Fifty years ago this month, President Lyndon B. Johnson signed the crowning jewel of the civil-rights movement — the Voting Rights Act — into law. This took place five months after peaceful advocates for voting rights were brutally beaten by police as they marched across the Edmund Pettus Bridge in Selma, Ala.
As we pay homage, we are saddened by the state of our voting system and the lack of political will to fix it. Today, attention is focused on restoring Section 5 of the law, which required federal preapproval of any changes to voting law in certain states until it was invalidated by a 2013 Supreme Court ruling. Although we do not oppose this "fix," it is not the answer. Focusing on restoring Section 5 is like treating a symptom and not the disease itself. We should implement solutions that improve access to voting and get more citizens to participate in our democracy all over the U.S.
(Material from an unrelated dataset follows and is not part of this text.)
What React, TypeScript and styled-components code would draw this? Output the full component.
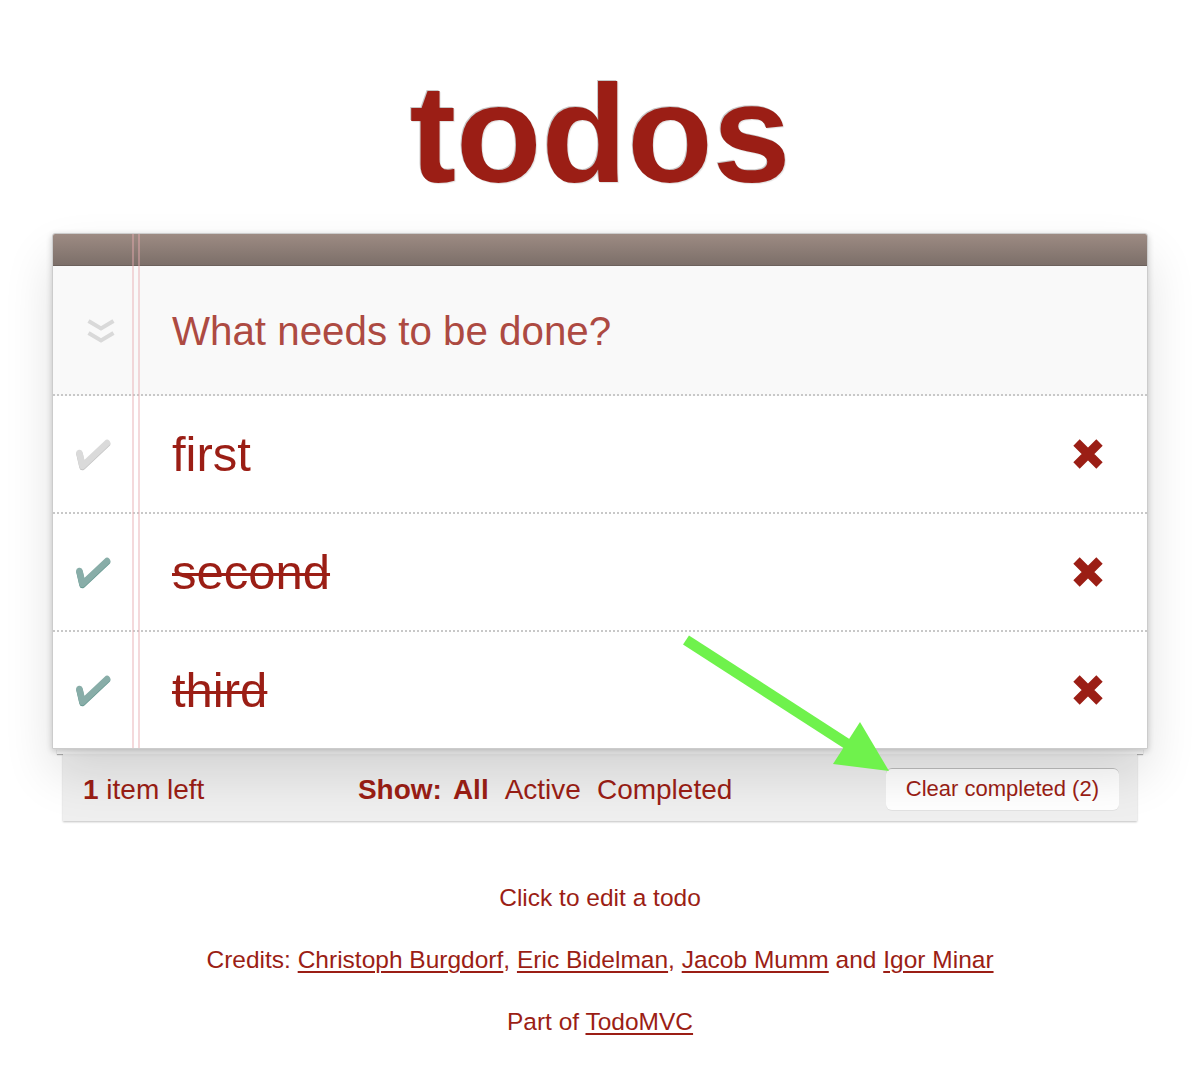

On such a fundamental issue, with Americans increasingly frustrated with government dysfunction and hyperpartisanship, why aren't our leaders following the bipartisan blueprint of 1965?
Back then, Senate Minority Leader Everett Dirksen, R-Ill., was handed the pen Johnson used to sign the Voting Rights Act in recognition of his help in securing a bipartisan, filibuster-proof win in the Senate. In the House, more than 100 Republicans joined with Democrats to overwhelmingly support the act. Yet among our leaders today — on both sides of the aisle — citizenship has taken a back seat to partisanship even amid our voter-turnout crisis.
And it is a crisis.
In 2014, turnout sank to its lowest level in 72 years. Elections now appear to be more about voter suppression, with billions of dollars spent on negative ads designed to disparage candidates, than on motivating supporters to vote. Redistricting to protect incumbents and maintain the status quo has become a hyperpolitical process in most states. And our voting system is painfully outdated.
We live in an age in which virtually everything can be done from our phones. We can videoconference with family across the world; we can do our personal banking and even deposit checks. We board planes using bar codes on our screens. Yet for many Americans, the ultimate act of citizenship involves standing in long lines waiting to have their names located on reams of paper that appear to have been prepared with 1980s office equipment.
Further, the day on which we hold elections — the first Tuesday after the first Monday of November — dates to a minor 1845 act of Congress. It is not in the Constitution; it is not something our founders established. Congress simply wanted Americans to all vote for president on the same day and proceeded to choose one based on the needs of an agrarian society. Tuesday was picked because it didn't interfere with market day (traditionally a Wednesday). And that particular Tuesday? To avoid All Saints' Day (Nov. 1), of course. It all made perfect sense then. It makes no sense now.